The issue in this application is if the document was prepared for the dominant purpose of litigation.  The parties agree that the two-part test set out by the BC Court of Appeal in Hamalainen (Committee of) v. Sippola (1991), 62 B.C.L.R. (2d) 254 (C.A.) governs the determination of whether this document needs to be produced to the plaintiff.  The test is:

a)    was litigation in reasonable prospect at the time the document was produced, and

b)    if so, what was the dominant purpose for its production?  

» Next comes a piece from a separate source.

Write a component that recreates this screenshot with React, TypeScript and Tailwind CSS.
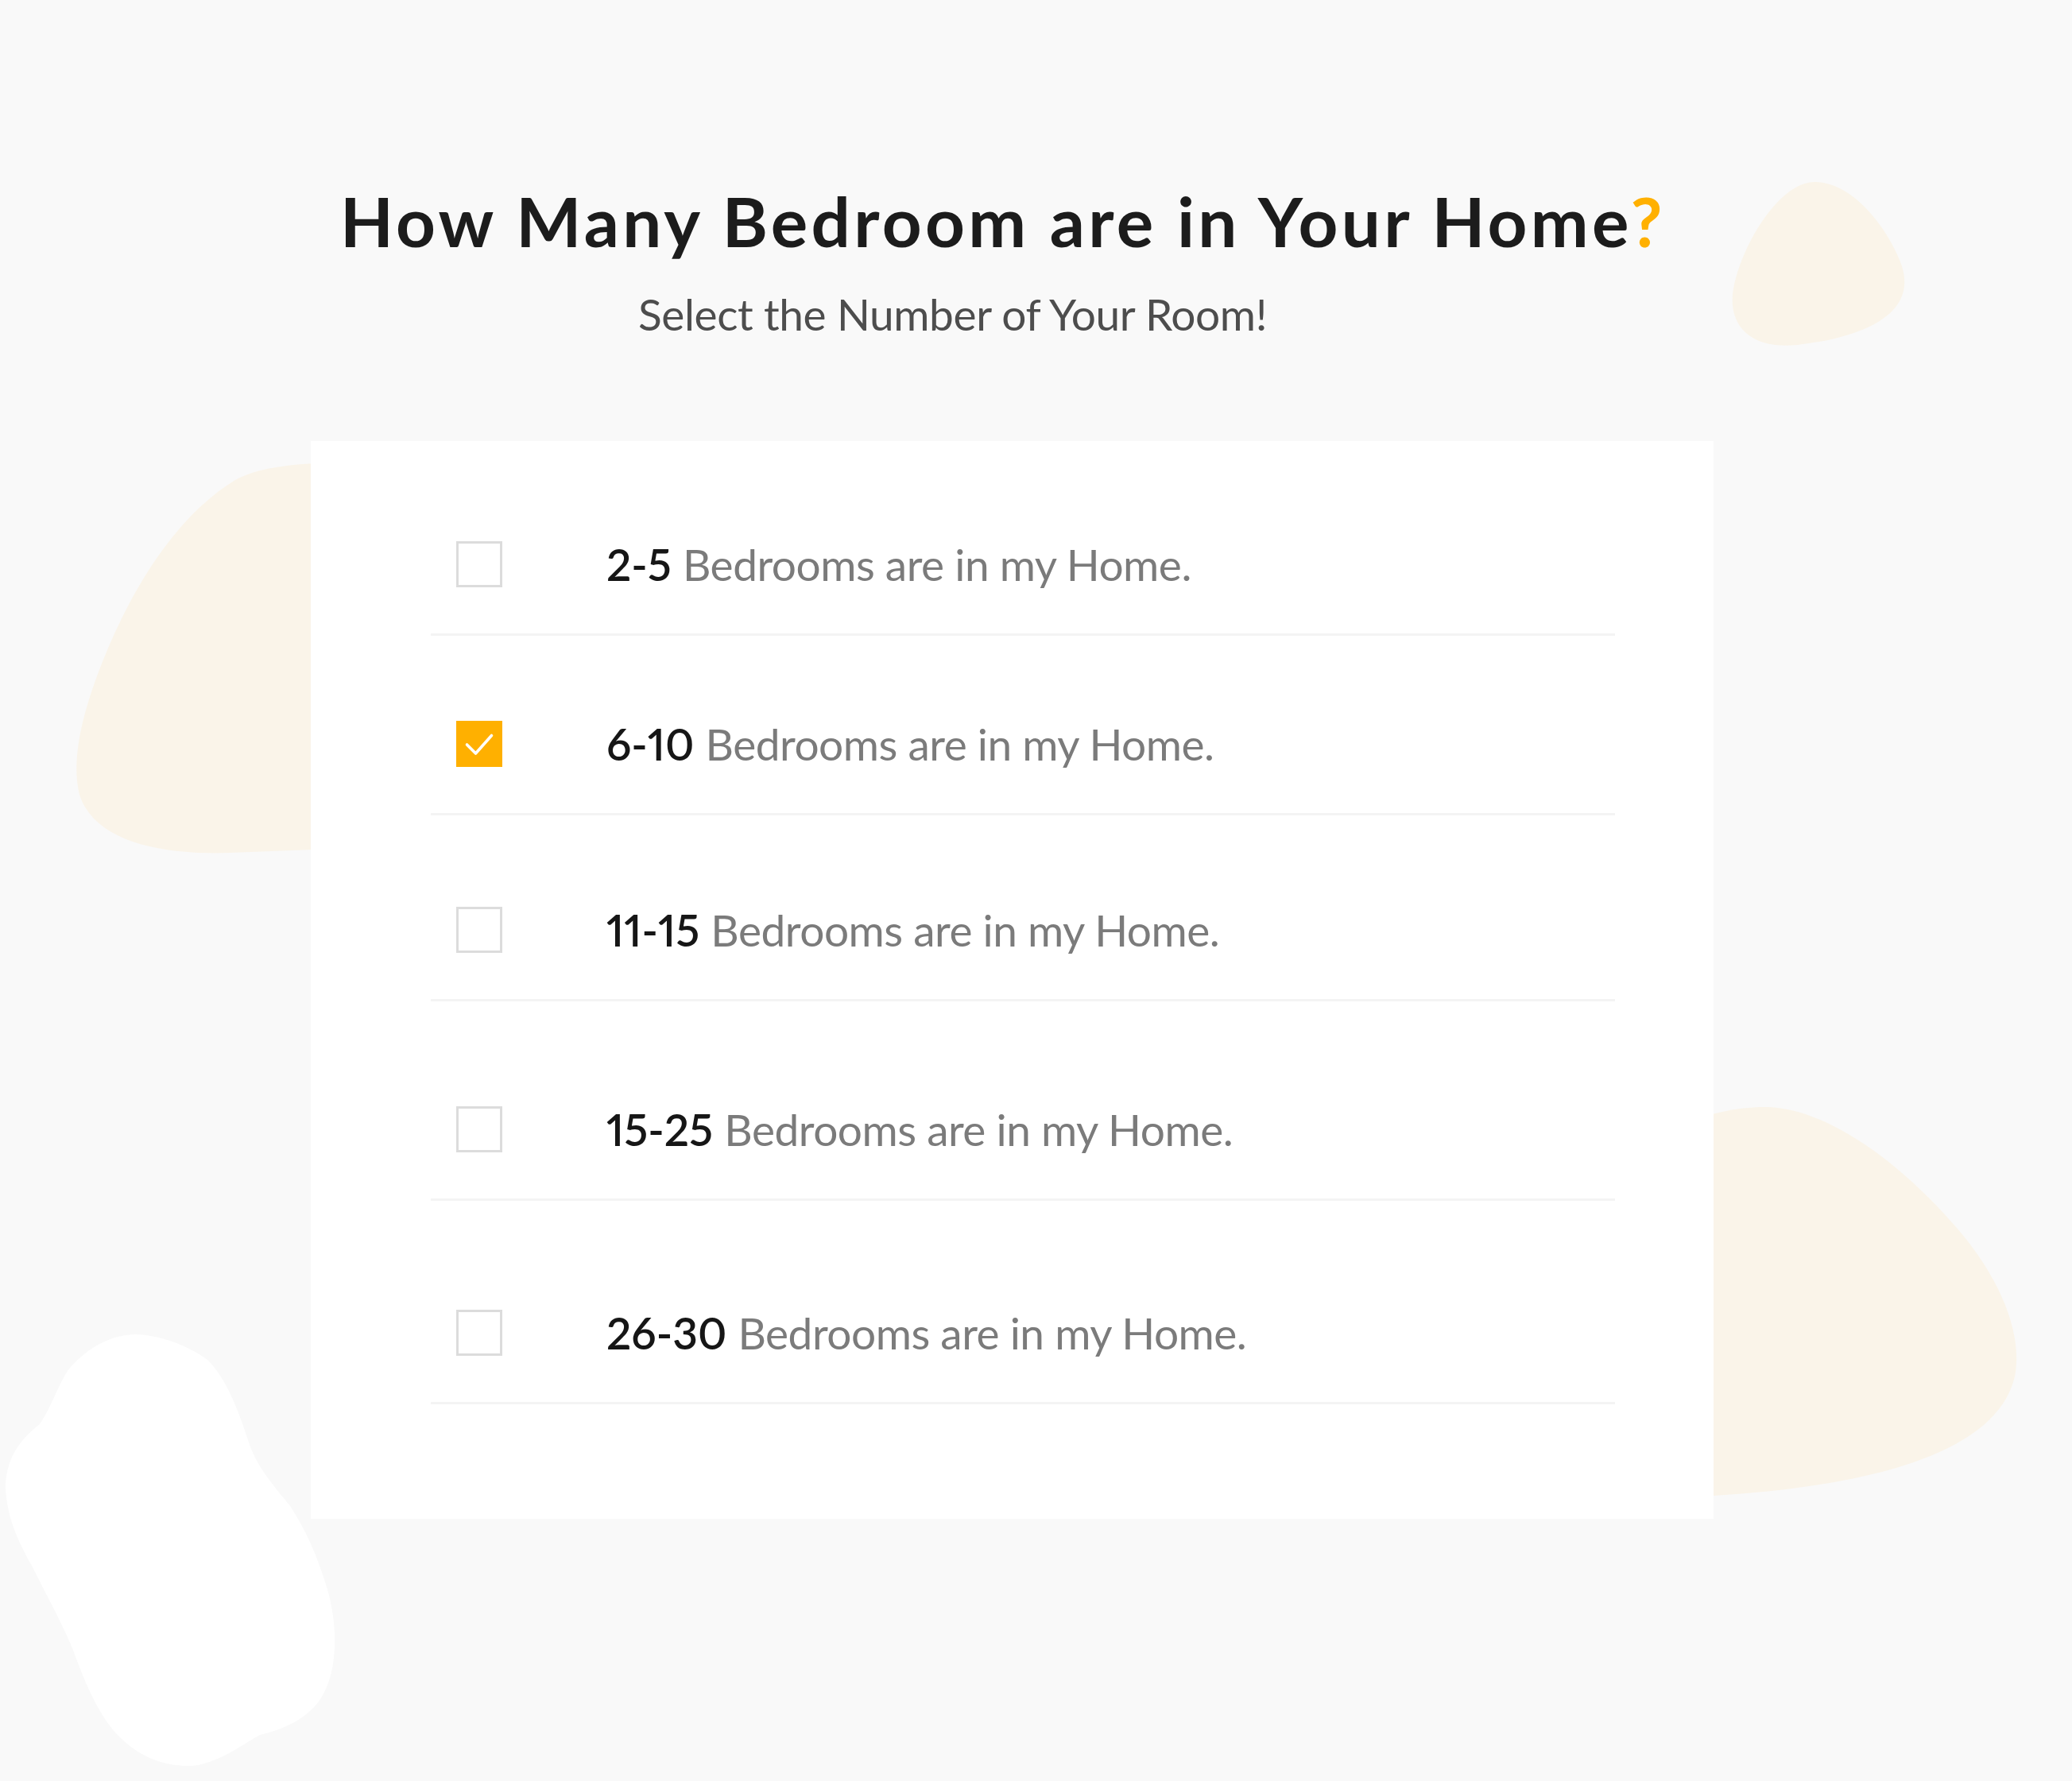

The Court identifies the test further and this is really the question you need to consider to assess whether a document can be placed under the category of “litigation privilege”:  is whether the document in question was provided by the party for the purpose of:

  1. obtaining legal advice; or
  2. to conduct or aid in the conduct of litigation.

The Court in this case ordered that the statement be released to the Plaintiff as the Defendant had not satisfied the “dominant purpose” test.

Here are a few tips as outlined n this decision:

  1. when litigation privilege is being claimed, an Affidavit must be filed by a party who has personal knowledge of the circumstances that create litigation privilege surrounding the subject document and provide information on the “dominant purpose” test;
  2. This is highlighted in Janson Estate v. Kvist, 2018 BCSC 1701, at para. 33 which is enumerated for ease of reference:

The proper procedure in response to an application challenging an assertion of privilege is to file affidavits from those who have personal knowledge of the circumstances that are said to create the privilege – in this case, the independent adjuster who took the statement from the insured, the ICBC employee who instructed the adjuster to do so, or at least an ICBC employee with personal knowledge of the policies surrounding the instruction of independent adjusters and the obtaining of statements: see Keefer Laundry Ltd. v. Pellerin Milnor Corp., 2006 BCSC 1180 (CanLII), per Gray J. at paras. 98, 101.Without such evidence, it will not usually be possible for the responding party to prove the circumstances surrounding the controverted document’s creation. The musings of defence counsel as to what may have been intended, based on his or her knowledge of what ICBC has done in similar cases, are simply not sufficient.

3. A party who has knowledge would be the adjuster who took notes or sought information from the person offering the statement;

4. A relevant party would also include a party that works for the insurer, in this case ICBC, and has knowledge of ICBC policies and the instruction of independent adjusters and the obtaining of statements;

5. A  note:  that without this evidence you will not be able to satisfy the “dominant purpose” test.

As the Affidavit in this case was from the legal assistant who worked for the defence counsel rather than the Affidavit of the independent adjuster who took the information, the Court stated that this did not represent “direct evidence of the dominant purpose for which this statement was produced.”  The document was therefore removed from “litigation privilege” and was released to the Plaintiff.

 Gardiner

Let’s continue our review on privileged documents.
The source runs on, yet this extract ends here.